[DESCRIPTION OF THE TASK] Gather every line in the records below that contains the word "components".
[start]
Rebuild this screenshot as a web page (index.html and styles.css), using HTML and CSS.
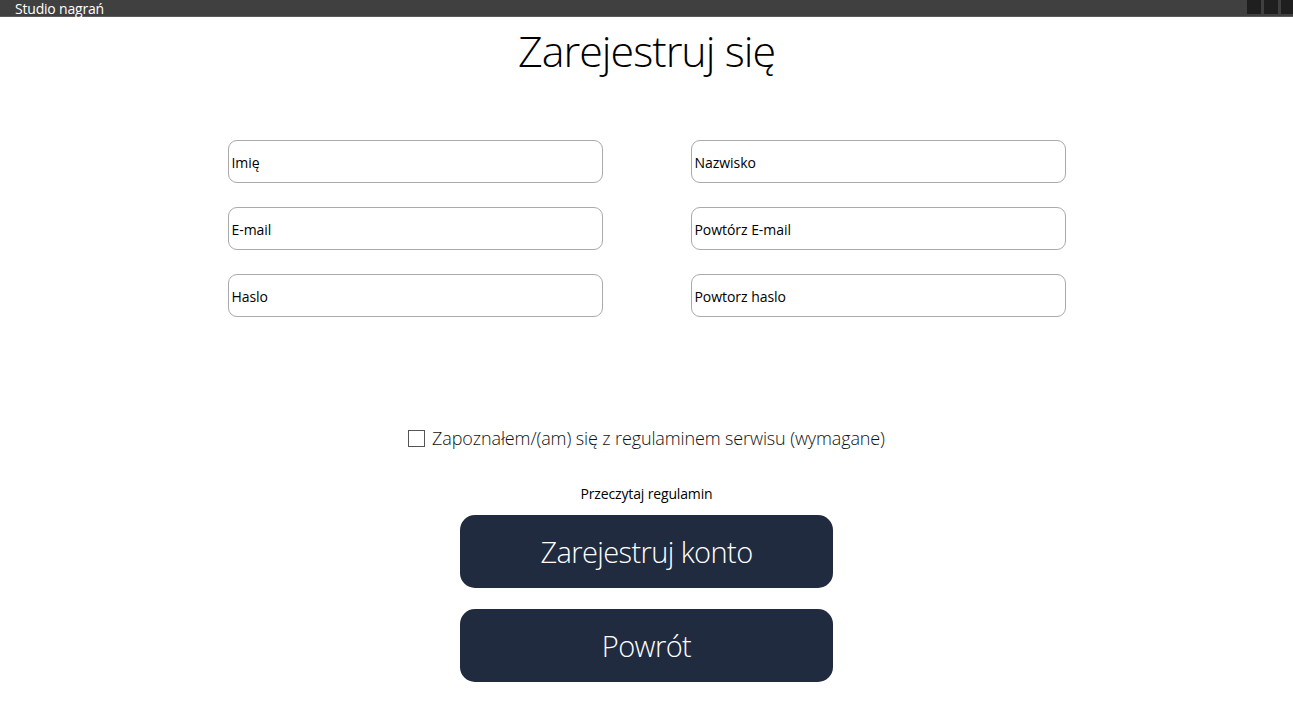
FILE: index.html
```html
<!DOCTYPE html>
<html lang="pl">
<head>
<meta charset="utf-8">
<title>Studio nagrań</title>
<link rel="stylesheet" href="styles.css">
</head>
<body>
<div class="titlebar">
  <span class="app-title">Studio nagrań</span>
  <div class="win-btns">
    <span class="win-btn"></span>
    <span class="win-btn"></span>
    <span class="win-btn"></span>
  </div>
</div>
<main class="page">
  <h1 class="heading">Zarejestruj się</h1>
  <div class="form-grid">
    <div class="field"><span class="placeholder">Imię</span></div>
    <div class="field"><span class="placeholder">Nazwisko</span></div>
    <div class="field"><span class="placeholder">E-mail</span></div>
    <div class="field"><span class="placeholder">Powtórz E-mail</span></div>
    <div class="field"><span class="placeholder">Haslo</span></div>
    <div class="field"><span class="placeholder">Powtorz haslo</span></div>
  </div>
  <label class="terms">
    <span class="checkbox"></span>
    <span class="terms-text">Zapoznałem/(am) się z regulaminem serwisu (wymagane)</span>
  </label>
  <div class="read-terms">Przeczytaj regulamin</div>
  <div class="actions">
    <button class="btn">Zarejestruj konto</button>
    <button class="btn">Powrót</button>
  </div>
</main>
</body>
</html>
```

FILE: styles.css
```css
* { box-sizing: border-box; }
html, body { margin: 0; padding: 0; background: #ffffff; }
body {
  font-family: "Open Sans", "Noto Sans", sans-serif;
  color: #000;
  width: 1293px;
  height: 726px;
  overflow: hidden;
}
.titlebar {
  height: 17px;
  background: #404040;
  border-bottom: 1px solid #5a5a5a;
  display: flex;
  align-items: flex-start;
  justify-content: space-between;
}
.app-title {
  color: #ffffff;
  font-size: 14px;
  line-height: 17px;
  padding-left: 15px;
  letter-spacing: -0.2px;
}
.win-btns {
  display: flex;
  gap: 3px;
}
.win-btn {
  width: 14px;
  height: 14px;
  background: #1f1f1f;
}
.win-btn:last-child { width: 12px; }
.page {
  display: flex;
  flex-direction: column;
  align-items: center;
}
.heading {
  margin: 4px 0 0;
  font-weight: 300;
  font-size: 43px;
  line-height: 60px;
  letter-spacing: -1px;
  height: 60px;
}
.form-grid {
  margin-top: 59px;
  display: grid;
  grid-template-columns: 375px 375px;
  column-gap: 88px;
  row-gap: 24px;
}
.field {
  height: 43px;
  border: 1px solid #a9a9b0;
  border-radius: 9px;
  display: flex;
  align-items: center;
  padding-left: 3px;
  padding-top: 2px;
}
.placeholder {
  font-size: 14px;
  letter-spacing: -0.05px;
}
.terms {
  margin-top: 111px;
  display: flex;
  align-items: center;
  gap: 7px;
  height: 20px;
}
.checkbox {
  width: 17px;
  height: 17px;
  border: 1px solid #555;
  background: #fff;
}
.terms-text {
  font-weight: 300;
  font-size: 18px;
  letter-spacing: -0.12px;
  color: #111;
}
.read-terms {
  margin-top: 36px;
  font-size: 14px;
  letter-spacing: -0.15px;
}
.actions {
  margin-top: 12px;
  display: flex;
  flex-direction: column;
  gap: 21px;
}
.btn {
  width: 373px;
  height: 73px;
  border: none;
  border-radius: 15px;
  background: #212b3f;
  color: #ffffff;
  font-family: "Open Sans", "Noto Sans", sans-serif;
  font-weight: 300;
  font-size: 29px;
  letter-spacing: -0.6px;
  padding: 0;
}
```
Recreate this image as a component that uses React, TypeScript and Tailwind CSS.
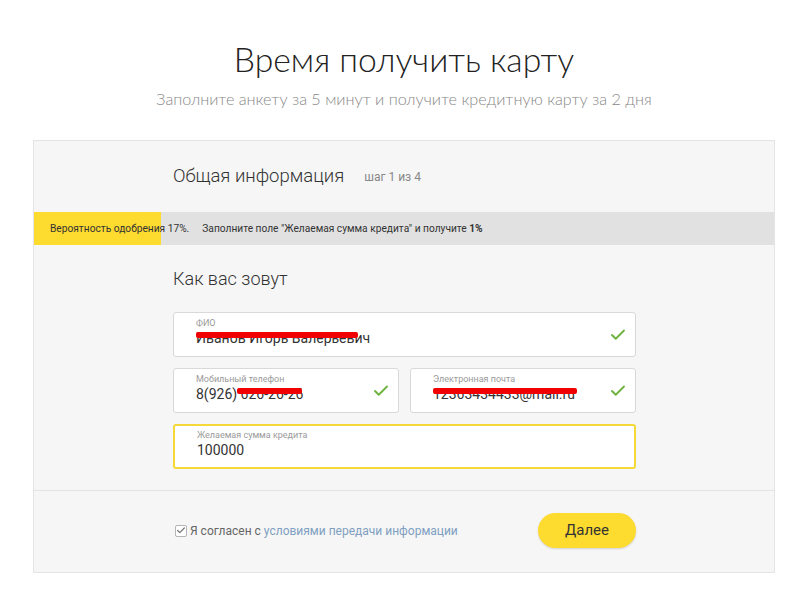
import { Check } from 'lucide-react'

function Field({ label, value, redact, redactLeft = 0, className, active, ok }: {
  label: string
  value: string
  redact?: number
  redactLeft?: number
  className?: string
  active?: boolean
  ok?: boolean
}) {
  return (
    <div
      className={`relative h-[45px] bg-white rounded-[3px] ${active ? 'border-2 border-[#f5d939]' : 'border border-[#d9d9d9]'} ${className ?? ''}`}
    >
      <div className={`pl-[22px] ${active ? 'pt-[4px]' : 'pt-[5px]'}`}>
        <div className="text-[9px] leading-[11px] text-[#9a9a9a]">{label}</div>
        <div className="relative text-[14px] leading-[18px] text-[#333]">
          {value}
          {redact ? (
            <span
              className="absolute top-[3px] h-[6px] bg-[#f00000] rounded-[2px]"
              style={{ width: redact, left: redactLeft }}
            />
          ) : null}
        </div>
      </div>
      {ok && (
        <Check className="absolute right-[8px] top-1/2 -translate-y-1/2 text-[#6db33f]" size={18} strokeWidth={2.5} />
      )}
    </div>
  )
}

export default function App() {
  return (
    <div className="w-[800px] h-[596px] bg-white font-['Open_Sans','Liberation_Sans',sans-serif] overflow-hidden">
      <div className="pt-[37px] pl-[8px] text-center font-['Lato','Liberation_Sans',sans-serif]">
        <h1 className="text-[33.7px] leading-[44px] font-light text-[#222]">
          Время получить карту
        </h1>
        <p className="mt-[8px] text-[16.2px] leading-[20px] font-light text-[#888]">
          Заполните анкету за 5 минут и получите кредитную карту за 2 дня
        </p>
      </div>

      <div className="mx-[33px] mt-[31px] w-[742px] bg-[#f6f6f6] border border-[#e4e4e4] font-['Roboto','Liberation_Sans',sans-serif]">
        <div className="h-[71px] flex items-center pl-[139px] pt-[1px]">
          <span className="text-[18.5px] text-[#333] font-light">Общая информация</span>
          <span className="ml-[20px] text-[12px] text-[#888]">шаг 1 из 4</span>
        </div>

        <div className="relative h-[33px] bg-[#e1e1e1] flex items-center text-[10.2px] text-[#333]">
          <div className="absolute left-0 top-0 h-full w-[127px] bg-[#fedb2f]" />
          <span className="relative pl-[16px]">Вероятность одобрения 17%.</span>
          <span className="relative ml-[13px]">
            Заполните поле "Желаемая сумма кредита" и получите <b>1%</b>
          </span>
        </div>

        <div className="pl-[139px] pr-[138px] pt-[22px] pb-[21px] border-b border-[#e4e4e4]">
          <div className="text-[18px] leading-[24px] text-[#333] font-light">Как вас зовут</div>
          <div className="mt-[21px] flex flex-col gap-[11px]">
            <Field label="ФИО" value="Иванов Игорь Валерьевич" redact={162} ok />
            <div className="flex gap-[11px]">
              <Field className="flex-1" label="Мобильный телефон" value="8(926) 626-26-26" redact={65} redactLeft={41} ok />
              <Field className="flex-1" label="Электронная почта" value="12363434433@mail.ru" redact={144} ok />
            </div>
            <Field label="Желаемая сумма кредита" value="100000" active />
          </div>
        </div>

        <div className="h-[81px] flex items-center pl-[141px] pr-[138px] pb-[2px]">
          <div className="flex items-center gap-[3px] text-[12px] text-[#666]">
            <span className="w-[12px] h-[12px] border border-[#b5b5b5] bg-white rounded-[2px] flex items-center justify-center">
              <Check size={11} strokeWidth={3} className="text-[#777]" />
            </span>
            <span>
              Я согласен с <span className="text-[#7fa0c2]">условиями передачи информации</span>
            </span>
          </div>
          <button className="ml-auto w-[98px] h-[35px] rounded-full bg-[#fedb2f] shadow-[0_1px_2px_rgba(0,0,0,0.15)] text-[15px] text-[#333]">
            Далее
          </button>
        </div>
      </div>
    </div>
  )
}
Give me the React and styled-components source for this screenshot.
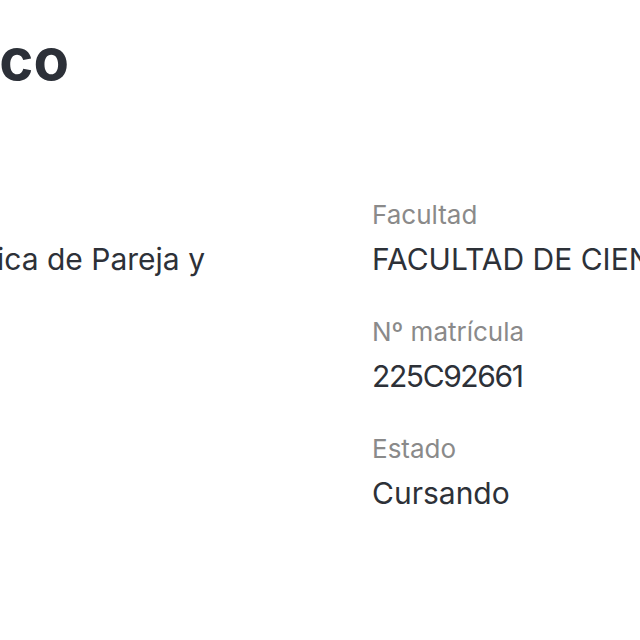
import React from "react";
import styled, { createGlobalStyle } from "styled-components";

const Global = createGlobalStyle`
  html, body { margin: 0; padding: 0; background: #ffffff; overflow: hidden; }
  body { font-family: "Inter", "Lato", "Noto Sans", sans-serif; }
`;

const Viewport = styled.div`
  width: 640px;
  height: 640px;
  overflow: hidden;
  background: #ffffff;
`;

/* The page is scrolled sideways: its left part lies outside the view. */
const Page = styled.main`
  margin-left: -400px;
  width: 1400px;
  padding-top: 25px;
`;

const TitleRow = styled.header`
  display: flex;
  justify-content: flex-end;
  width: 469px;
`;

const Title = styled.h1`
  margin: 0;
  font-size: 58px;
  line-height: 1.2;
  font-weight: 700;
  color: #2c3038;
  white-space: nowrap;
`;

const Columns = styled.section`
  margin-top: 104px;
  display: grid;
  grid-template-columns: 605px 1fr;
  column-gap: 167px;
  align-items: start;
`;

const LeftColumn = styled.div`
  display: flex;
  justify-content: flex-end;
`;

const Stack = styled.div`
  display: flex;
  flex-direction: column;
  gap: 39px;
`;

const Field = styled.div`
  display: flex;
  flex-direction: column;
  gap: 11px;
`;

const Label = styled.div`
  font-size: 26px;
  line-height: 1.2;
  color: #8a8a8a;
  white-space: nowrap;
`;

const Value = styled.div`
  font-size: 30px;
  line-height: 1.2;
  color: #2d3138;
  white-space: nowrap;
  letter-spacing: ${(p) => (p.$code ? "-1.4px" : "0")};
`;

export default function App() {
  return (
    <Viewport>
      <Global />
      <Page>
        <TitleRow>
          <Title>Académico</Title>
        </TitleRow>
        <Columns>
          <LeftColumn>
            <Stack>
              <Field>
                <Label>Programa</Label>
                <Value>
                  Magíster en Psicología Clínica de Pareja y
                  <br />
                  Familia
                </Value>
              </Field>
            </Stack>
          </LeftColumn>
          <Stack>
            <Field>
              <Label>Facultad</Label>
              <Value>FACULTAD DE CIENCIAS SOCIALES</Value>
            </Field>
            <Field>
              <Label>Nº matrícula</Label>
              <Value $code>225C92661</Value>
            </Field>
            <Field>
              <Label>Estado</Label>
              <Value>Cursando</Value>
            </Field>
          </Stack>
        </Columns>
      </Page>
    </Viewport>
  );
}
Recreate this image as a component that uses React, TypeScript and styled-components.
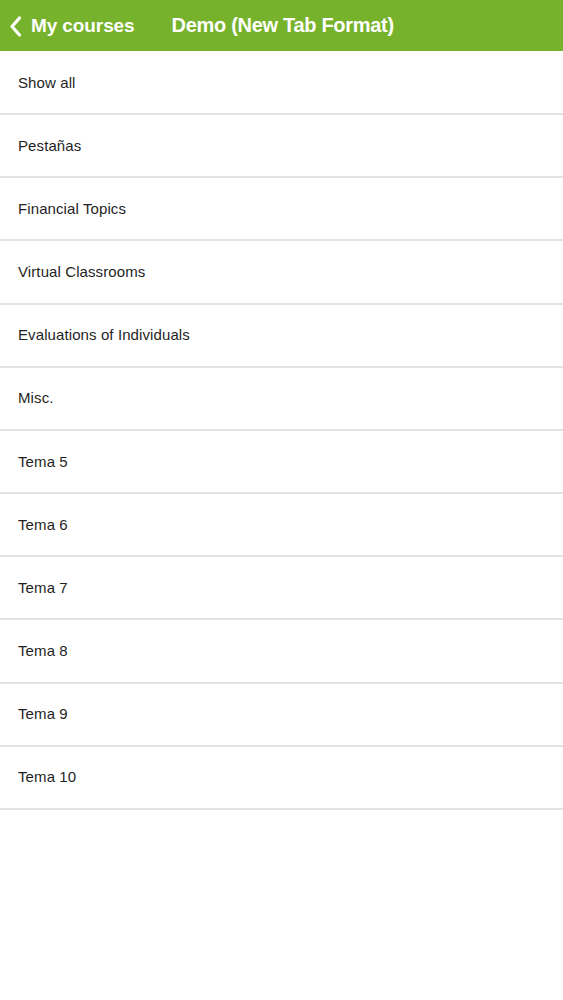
[end]
[IN RESPONSE]
Give me the React and styled-components source for this screenshot.
import styled, { createGlobalStyle } from "styled-components";
Recreate this image as a component that uses React, TypeScript and styled-components.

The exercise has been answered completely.